How can I help?
one answer to the question I'm getting most often after an autism diagnosis
Did you known autism is in the news? Did you know I was recently diagnosed? It is. I was.
The question I’m asked most often as I’ve started talking to people is “How can I help?” Some people are really curious and mean it. Others, many of whom don’t care all that much, ask because they know that “How can I help?” is what a person is supposed to say after someone shares medical news of any sort.
This post is directed at people who genuinely care.
What I’m about to share isn’t the most meaningful thing a person can do. It’s not the least meaningful. It’s just the one I have some words for at the moment.
Here’s one thing you could do if you’re asking this question to an autistic person who really cares about you and who you also care about: Try to understand that many autistic people, especially the ones who love you a lot, might want different things out of a relationship than almost anyone else you know.
They might love and care for you very much. You might be one of their best friends.
They might not want to hang out nearly as often as you want to. They might be ok with hanging out every few months. Maybe more, maybe less. If they’re in times of high stress or are in a period of their life where they’re very overwhelmed, they might not want to spend time with you nearly as much as they do when things are going pretty well. It doesn’t mean they don’t like you, and it doesn’t necessarily mean they’re burnt out or depressed.
Looking back on my life, there are a lot (TONS) of friendships that fell through the cracks because the other person thought I didn’t want to be friends with them. Their thought was reasonable. Most people, especially in youth, want to hang out with the people they care about, and they want to hang out all the time. And when they constantly hear that a person they care about doesn’t want to spend time together, they interpret that as rejection. I understand that reaction now; I didn’t understand it when I was an adolescent.

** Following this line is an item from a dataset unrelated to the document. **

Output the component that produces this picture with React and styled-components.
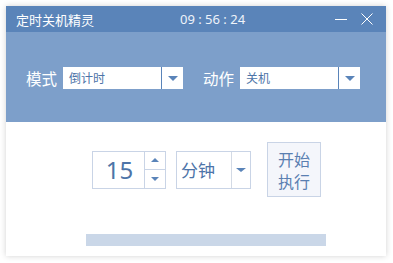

I didn’t know I had autism when I was younger, but I absolutely knew I was hurting some feelings when I didn’t want to go to someone’s house or have a sleepover. Or when I did want to go to someone’s house, but I also knew that their house would be overwhelming to me, and that I wouldn’t be able to be myself in their space, so I said I couldn’t. Or when, despite those concerns, I chose to hang out and needed to leave early or had a mini-meltdown because it was too much (conversation, lights, sounds, I wore the wrong clothes, etc.).
So, that’s something you can do. Understand that they still love you even if their definition of “good relationship” is different from yours. Not a particularly profound thought. Just something that has been on my mind.
Again, I’m not an expert in autism. And what’s true for one person with autism might not be true with another.
P.S. Shout out to my brother, who has been intuitively good at this his whole life.